Highly decorated Lancaster bomber Squadron Leader shared Dwayne Linton’s wartime POW camp
This website reaches out to the whole world, and it’s exceptionally rewarding when it generates a response that relates to the life of Dwayne Linton, so here’s a story gratefully received from Heather Panter-Jones of Cheshire, who told me about her father, Squadron Leader Eric Bathurst Panter. He flew Lancaster bombers, and was shot down over Egypt in 1942 falling, wounded, into enemy hands. During his combat career he had shown great courage and gallantry on several occasions, for which he had been awarded the DSO, as well as the DFC and Bar.
He always maintained afterwards that his life was saved by a German doctor who attended to his shrapnel wounds after he was shot down and taken prisoner. Over his several years of incarceration, Eric escaped from POW camps several times with a fellow prisoner, who always insisted on knocking on people’s doors asking for help; this inevitably led to their capture and return to incarceration – and their persistent escape attempts ended up in their being sent to Stalag Luft III, where Dwayne Linton was a prisoner from 1942 to 1945.
Eric was put in charge of a group of fellow Stalag Luft III POWs whose job it was to get rid of the sand excavated from escape tunnels. Years after the War, when still serving in the RAF in France, Eric met a Dutchman by chance, whom he recognised from Stalag Luft III, and who had been there at the time of the ‘Wooden Horse’ escape (which occurred before ‘the Great Escape’).

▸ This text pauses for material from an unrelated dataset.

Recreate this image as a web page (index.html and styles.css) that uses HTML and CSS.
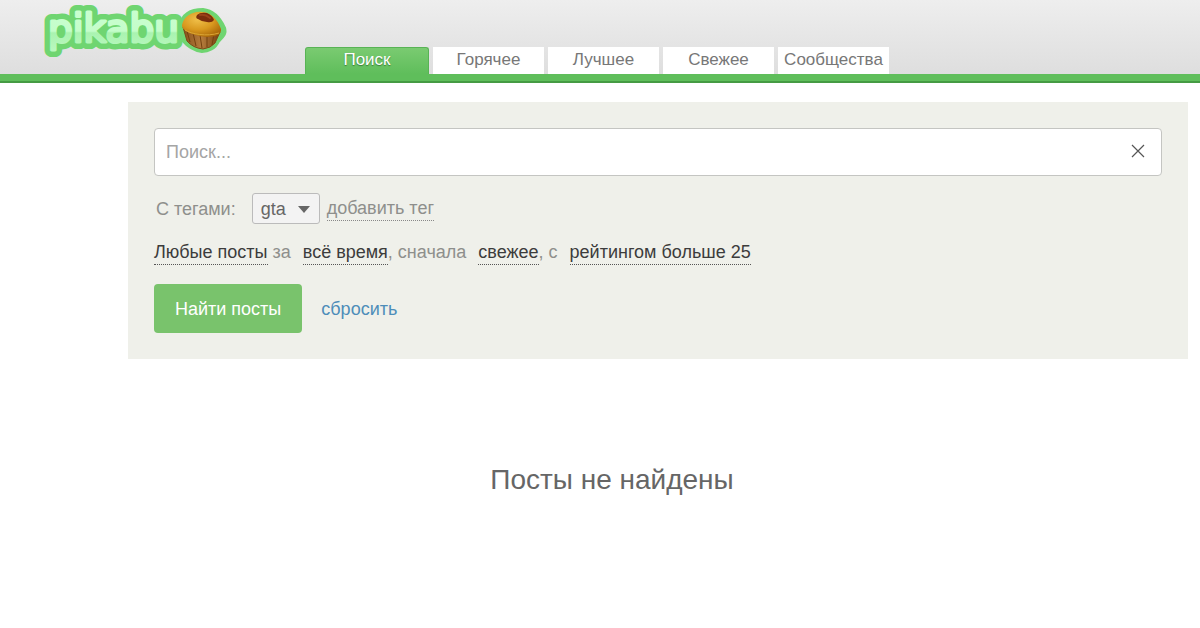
FILE: index.html
```html
<!DOCTYPE html>
<html lang="ru">
<head>
<meta charset="utf-8">
<meta name="viewport" content="width=device-width, initial-scale=1">
<title>Поиск</title>
<link rel="stylesheet" href="styles.css">
</head>
<body>
<header class="header">
  <a class="logo" href="#" aria-label="pikabu">
    <svg width="188" height="56" viewBox="40 4 188 56">
      <defs>
        <linearGradient id="letters" gradientUnits="userSpaceOnUse" x1="0" y1="10" x2="0" y2="54">
          <stop offset="0" stop-color="#c9ffd0"/>
          <stop offset="0.48" stop-color="#c4fdca"/>
          <stop offset="0.52" stop-color="#a9f3b0"/>
          <stop offset="1" stop-color="#bdf9c2"/>
        </linearGradient>
        <radialGradient id="top" cx="0.4" cy="0.3" r="0.75">
          <stop offset="0" stop-color="#f0c04a"/>
          <stop offset="0.55" stop-color="#d9991f"/>
          <stop offset="1" stop-color="#a86608"/>
        </radialGradient>
        <linearGradient id="cup" x1="0" x2="1">
          <stop offset="0" stop-color="#87501b"/>
          <stop offset="0.5" stop-color="#b57c3c"/>
          <stop offset="1" stop-color="#74400f"/>
        </linearGradient>
      </defs>
      <path d="M181 25C183 14 192 10 203 10C212 11 219 17 224 28C226 34 222 37 218 41C215 48 208 51 202 51C194 50 188 46 183 40Z" fill="#6fd571" stroke="#6fd571" stroke-width="4" stroke-linejoin="round"/>
      <text class="logo-outline" x="48" y="42">pikabu</text>
      <text class="logo-letters" x="48" y="42">pikabu</text>
      <path d="M183 27L187 41Q193 48 203 49Q211 48 215 43L220 32Z" fill="url(#cup)" stroke="#7d4916"/>
      <path d="M187 31L190 42M193 33L196 46M200 35L202 48M207 35L207 47M214 34L212 45" stroke="#73400f" stroke-width="1" fill="none"/>
      <path d="M182 25C184 16 193 11 202 12C211 12 218 20 221 29C222 34 216 37 207 37C196 36 183 32 182 26Z" fill="url(#top)"/>
      <path d="M185 30C191 34 207 37 219 33" fill="none" stroke="#dba634" stroke-width="1"/>
      <path d="M197 15Q200 12 207 13Q213 16 214 20Q212 23 207 22Q202 22 198 19Q195 18 197 15Z" fill="#7b2e0c"/>
      <path d="M200 15Q205 14 210 18" stroke="#9a4219" stroke-width="2" fill="none" stroke-linecap="round"/>
    </svg>
  </a>
  <nav class="tabs">
    <a class="tab tab-active" href="#">Поиск</a>
    <a class="tab" href="#">Горячее</a>
    <a class="tab" href="#">Лучшее</a>
    <a class="tab" href="#">Свежее</a>
    <a class="tab" href="#">Сообщества</a>
  </nav>
</header>
<main class="main">
  <form class="search">
    <div class="field">
      <input class="field-input" type="text" placeholder="Поиск..." aria-label="Поиск">
      <button class="field-clear" type="button" aria-label="Очистить">
        <svg width="14" height="14" viewBox="0 0 14 14"><path d="M1 1L13 13M13 1L1 13" stroke="#555" stroke-width="1.2"/></svg>
      </button>
    </div>
    <div class="tags">
      <span class="tags-label">С тегами:</span>
      <button class="tag" type="button">gta
        <svg width="12" height="7" viewBox="0 0 12 7"><path d="M0 0H12L6 7Z" fill="#666"/></svg>
      </button>
      <button class="pick pick-muted" type="button">добавить тег</button>
    </div>
    <p class="filters"><button class="pick" type="button">Любые посты</button> за <button class="pick pick-gap" type="button">всё время</button>, сначала <button class="pick pick-gap" type="button">свежее</button>, с <button class="pick pick-gap" type="button">рейтингом больше 25</button></p>
    <div class="actions">
      <button class="submit" type="submit">Найти посты</button>
      <a class="reset" href="#">сбросить</a>
    </div>
  </form>
</main>
<p class="empty">Посты не найдены</p>
</body>
</html>
```

FILE: styles.css
```css
* {
  box-sizing: border-box;
}

body {
  margin: 0;
  background: #fff;
  color: #8e8f8c;
  font: 18px/24px "Liberation Sans", Arial, sans-serif;
}

button,
input {
  margin: 0;
  font: inherit;
}

button {
  cursor: pointer;
}

.header {
  display: flex;
  align-items: flex-end;
  gap: 77px;
  padding: 4px 0 0 40px;
  background: linear-gradient(#eee, #dedede);
  border-bottom: 7px solid #5fbe5b;
  box-shadow: 0 2px 0 #459b43;
}

.logo {
  display: block;
  height: 70px;
}

.logo svg {
  display: block;
}

.logo-outline,
.logo-letters {
  font: 39px "DejaVu Sans", Verdana, sans-serif;
  stroke-linejoin: round;
}

.logo-outline {
  fill: #6fd571;
  stroke: #6fd571;
  stroke-width: 14px;
}

.logo-letters {
  fill: url(#letters);
  stroke: url(#letters);
  stroke-width: 3px;
}

.tabs {
  display: flex;
  align-items: flex-end;
  gap: 4px;
}

.tab {
  min-width: 111px;
  height: 27px;
  background: #fff;
  color: #777;
  font-size: 17px;
  line-height: 26px;
  text-align: center;
  text-decoration: none;
}

.tab-active {
  min-width: 124px;
  border: 1px solid #58b355;
  border-bottom: 0;
  border-radius: 3px 3px 0 0;
  background: linear-gradient(#7acb71, #5fbe5b);
  color: #fff;
  line-height: 24px;
  text-shadow: 0 1px 1px #3c7c3a;
}

.main {
  padding: 21px 12px 0 128px;
}

.search {
  padding: 26px;
  background: #eff0ea;
}

.field {
  display: flex;
  height: 48px;
  border: 1px solid #c4c5c2;
  border-radius: 4px;
  background: #fff;
}

.field-input {
  flex: 1;
  min-width: 0;
  padding: 0 11px;
  border: 0;
  background: none;
  color: #444;
}

.field-input::placeholder {
  color: #a5a5a5;
}

.field-clear {
  display: flex;
  align-items: center;
  justify-content: center;
  width: 46px;
  padding: 0 0 2px;
  border: 0;
  background: none;
}

.tags {
  display: flex;
  align-items: center;
  margin-top: 17px;
  padding-left: 2px;
}

.tag {
  display: flex;
  align-items: center;
  justify-content: space-between;
  width: 68px;
  height: 31px;
  margin: 0 7px 0 16px;
  padding: 1px 9px 0 8px;
  border: 1px solid #bbb;
  border-radius: 3px;
  background: #f3f3f3;
  color: #666;
}

.pick {
  padding: 0;
  border: 0;
  border-bottom: 1px dotted #555;
  background: none;
  color: #3c3c3c;
  line-height: 23px;
}

.pick-muted {
  border-color: #888;
  color: #8e8f8c;
}

.pick-gap {
  margin-left: 7px;
}

.filters {
  margin: 16px 0 0;
}

.actions {
  display: flex;
  align-items: center;
  gap: 19px;
  margin-top: 19px;
}

.submit {
  height: 49px;
  padding: 0 21px;
  border: 0;
  border-radius: 4px;
  background: #79c36c;
  color: #fff;
}

.reset {
  color: #4d8db9;
  text-decoration: none;
}

.empty {
  margin: 105px 0 0 24px;
  color: #666;
  font-size: 28px;
  line-height: 32px;
  text-align: center;
}
```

However, the Dutchman was too tall to fit in the wooden horse and was thus denied the chance of escape. Throughout his time in POW camps, Eric stayed in touch with home, writing to his wife (Heather’s mother), whom he had met whilst training in Kinloss, Scotland. He also kept in touch with his own mother, and was re-united with them after the War. He continued to enjoy a successful RAF career for many years after World War 2 and, at the Rank of Wing Commander, eventually retired abroad.
My thanks to Heather Panter-Jones for providing me with invaluable information, documents and photographs.